*AIM:*
Return the number of lines that include the string "this", without any other text.

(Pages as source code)
- - - - - - -

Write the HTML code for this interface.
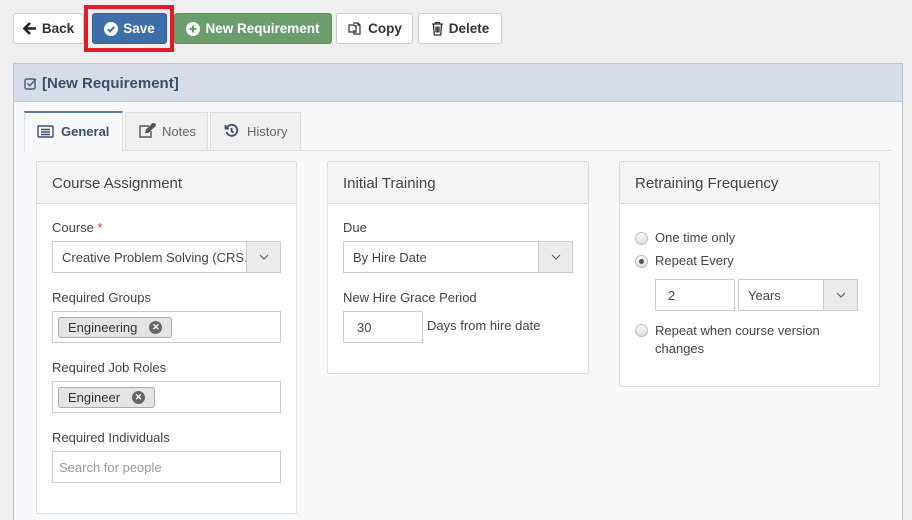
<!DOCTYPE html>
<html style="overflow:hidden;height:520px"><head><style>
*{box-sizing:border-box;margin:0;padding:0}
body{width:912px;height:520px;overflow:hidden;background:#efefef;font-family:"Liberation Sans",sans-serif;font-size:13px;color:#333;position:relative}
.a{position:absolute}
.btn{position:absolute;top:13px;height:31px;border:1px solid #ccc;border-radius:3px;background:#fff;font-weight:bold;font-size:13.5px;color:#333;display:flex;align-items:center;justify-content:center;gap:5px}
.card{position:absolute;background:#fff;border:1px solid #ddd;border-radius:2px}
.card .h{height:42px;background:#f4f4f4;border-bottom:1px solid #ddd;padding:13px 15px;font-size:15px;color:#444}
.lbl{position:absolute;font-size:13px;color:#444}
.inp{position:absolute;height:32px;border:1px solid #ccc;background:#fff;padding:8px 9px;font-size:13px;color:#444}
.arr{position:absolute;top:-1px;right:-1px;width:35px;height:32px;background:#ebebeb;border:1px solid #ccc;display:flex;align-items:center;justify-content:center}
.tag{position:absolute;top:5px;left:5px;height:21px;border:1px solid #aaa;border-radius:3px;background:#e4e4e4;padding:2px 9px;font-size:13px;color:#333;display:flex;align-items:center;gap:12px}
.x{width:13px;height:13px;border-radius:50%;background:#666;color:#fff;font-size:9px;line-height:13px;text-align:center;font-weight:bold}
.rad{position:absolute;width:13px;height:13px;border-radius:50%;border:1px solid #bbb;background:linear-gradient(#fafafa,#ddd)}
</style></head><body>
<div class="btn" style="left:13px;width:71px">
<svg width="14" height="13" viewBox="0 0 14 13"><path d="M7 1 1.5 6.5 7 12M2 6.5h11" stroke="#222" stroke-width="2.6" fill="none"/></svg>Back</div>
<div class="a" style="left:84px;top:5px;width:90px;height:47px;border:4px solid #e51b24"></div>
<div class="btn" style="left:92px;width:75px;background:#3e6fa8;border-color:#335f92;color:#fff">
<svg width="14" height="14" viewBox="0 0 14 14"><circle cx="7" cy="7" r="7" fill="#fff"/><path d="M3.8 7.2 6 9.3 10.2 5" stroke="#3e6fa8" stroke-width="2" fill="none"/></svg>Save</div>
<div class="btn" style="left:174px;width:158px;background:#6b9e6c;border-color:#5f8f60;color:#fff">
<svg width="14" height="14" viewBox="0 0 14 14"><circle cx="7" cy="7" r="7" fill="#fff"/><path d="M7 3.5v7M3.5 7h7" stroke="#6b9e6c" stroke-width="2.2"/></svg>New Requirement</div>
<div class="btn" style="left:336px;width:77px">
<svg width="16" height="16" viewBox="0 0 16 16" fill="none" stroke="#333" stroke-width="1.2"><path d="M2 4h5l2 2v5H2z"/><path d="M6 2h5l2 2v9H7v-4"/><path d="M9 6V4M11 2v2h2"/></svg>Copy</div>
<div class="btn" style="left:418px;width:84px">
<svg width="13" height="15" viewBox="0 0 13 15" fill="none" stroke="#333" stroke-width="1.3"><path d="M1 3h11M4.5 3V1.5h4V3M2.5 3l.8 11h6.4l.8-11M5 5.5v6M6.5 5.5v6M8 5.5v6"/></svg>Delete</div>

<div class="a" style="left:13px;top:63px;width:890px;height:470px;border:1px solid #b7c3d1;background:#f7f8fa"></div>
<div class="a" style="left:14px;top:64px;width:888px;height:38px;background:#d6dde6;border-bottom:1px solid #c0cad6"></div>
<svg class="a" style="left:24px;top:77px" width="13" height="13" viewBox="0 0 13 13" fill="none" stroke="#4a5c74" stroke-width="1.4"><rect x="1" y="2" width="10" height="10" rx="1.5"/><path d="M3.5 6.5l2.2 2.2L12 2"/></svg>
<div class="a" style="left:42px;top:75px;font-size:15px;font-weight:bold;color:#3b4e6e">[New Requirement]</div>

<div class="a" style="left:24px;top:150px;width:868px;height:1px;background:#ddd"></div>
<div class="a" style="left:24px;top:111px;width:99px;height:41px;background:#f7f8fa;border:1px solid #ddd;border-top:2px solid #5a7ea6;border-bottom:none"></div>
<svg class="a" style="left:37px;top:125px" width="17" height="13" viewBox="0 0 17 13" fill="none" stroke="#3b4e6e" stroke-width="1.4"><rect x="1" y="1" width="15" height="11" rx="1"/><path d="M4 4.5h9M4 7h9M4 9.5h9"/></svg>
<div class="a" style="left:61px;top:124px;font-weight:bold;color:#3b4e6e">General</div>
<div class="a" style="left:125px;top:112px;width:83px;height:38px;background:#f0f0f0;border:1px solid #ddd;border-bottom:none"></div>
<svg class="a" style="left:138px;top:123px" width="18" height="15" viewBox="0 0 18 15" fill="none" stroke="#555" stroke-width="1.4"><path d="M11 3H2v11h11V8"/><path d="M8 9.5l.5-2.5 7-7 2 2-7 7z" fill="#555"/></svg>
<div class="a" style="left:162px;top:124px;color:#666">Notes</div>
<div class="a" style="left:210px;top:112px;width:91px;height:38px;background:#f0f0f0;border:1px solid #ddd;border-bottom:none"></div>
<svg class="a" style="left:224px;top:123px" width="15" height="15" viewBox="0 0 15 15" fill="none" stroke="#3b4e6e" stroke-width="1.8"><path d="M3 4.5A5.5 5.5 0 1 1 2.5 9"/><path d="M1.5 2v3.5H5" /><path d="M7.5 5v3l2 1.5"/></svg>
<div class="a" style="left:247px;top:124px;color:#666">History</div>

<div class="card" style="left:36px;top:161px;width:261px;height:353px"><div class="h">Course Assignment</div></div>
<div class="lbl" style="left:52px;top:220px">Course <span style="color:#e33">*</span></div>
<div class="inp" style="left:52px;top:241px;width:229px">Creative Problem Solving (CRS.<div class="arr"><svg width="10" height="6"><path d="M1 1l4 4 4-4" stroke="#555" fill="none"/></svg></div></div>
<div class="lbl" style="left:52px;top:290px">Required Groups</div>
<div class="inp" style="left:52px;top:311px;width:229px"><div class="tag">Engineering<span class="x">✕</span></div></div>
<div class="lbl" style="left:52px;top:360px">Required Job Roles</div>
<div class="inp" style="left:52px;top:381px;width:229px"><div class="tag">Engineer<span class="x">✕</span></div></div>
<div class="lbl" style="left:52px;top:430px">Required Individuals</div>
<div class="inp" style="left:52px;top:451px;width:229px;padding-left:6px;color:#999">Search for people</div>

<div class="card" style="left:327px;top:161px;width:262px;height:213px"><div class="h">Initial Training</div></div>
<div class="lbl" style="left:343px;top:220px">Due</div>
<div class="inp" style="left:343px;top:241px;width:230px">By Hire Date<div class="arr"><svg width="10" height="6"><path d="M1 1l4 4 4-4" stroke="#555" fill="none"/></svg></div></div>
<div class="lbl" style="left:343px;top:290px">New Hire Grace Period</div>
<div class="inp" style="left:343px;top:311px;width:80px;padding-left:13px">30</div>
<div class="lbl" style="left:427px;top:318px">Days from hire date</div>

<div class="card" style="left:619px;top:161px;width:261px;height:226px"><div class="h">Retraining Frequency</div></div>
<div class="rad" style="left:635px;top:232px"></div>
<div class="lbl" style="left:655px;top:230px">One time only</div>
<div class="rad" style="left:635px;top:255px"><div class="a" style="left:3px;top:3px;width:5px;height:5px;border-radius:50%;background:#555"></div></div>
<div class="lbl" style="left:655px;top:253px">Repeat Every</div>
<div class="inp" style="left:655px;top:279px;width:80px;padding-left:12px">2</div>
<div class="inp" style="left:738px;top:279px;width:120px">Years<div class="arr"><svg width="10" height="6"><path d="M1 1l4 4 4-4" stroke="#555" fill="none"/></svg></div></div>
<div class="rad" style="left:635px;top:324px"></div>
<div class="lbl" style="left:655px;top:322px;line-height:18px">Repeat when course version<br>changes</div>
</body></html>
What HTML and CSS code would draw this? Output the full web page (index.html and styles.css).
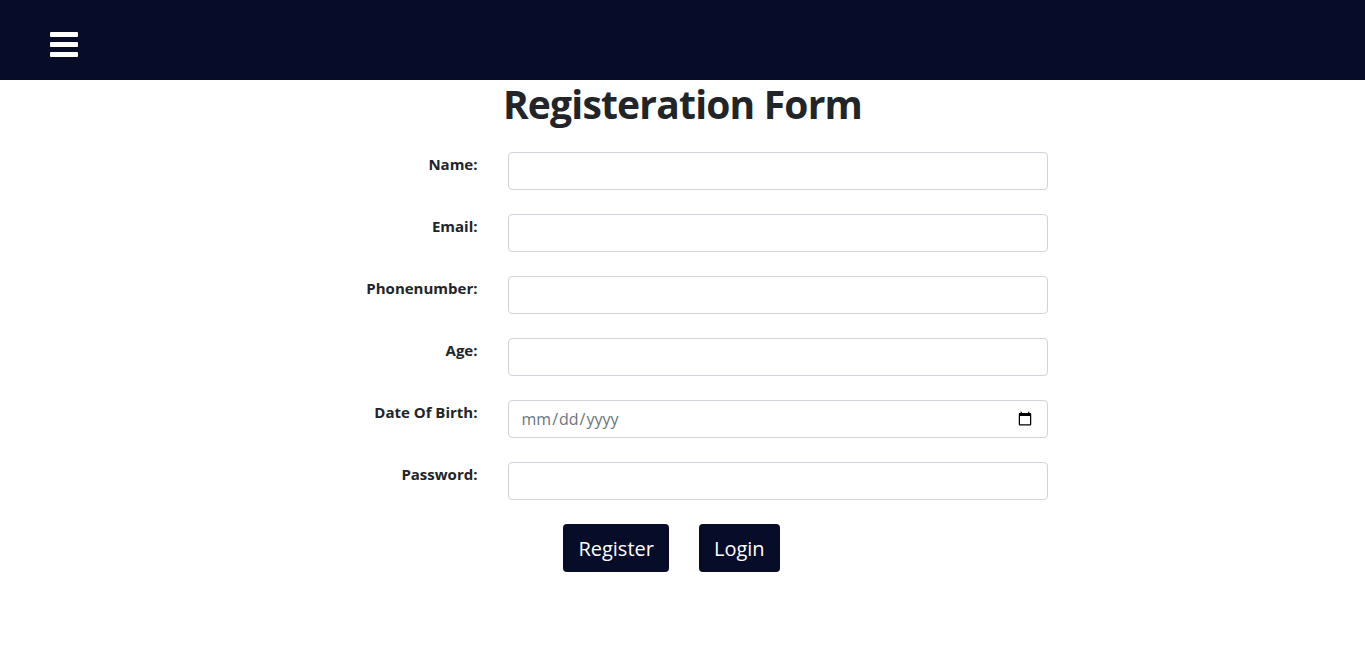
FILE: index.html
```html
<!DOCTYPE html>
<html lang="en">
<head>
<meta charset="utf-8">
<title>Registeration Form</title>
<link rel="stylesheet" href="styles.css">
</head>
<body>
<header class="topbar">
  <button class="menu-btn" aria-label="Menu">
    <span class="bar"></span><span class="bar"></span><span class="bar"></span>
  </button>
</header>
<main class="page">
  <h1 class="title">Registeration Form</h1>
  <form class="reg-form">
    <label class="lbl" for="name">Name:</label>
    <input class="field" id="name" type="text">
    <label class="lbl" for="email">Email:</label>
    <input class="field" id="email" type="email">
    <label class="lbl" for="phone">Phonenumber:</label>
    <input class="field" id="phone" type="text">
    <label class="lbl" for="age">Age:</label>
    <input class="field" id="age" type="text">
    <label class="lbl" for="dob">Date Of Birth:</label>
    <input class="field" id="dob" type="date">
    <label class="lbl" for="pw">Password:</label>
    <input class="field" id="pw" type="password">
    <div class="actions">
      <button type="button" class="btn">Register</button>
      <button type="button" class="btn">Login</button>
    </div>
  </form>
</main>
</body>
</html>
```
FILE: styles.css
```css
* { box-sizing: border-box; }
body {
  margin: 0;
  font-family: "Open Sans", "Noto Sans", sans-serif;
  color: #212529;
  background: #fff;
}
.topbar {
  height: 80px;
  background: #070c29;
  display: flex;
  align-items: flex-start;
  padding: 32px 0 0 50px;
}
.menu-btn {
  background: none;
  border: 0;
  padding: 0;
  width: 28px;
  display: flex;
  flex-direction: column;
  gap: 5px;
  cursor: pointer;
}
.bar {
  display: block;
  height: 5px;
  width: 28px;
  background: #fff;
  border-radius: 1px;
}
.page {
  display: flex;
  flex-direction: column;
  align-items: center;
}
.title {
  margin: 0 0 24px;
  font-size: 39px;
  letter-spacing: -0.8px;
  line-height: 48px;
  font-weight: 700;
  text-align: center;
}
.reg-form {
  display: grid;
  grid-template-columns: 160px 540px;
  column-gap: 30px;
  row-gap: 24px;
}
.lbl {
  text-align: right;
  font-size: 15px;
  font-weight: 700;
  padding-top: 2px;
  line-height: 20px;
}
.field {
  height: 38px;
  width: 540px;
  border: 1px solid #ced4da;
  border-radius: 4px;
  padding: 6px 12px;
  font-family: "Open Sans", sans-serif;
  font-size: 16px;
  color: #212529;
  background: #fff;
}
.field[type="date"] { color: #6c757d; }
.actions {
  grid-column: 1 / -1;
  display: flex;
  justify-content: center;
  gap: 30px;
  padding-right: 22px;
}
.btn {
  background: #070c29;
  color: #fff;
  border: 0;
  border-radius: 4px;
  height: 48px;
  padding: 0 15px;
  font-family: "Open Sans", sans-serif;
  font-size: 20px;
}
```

- - - - - - -

*TASK SOLUTION:*
2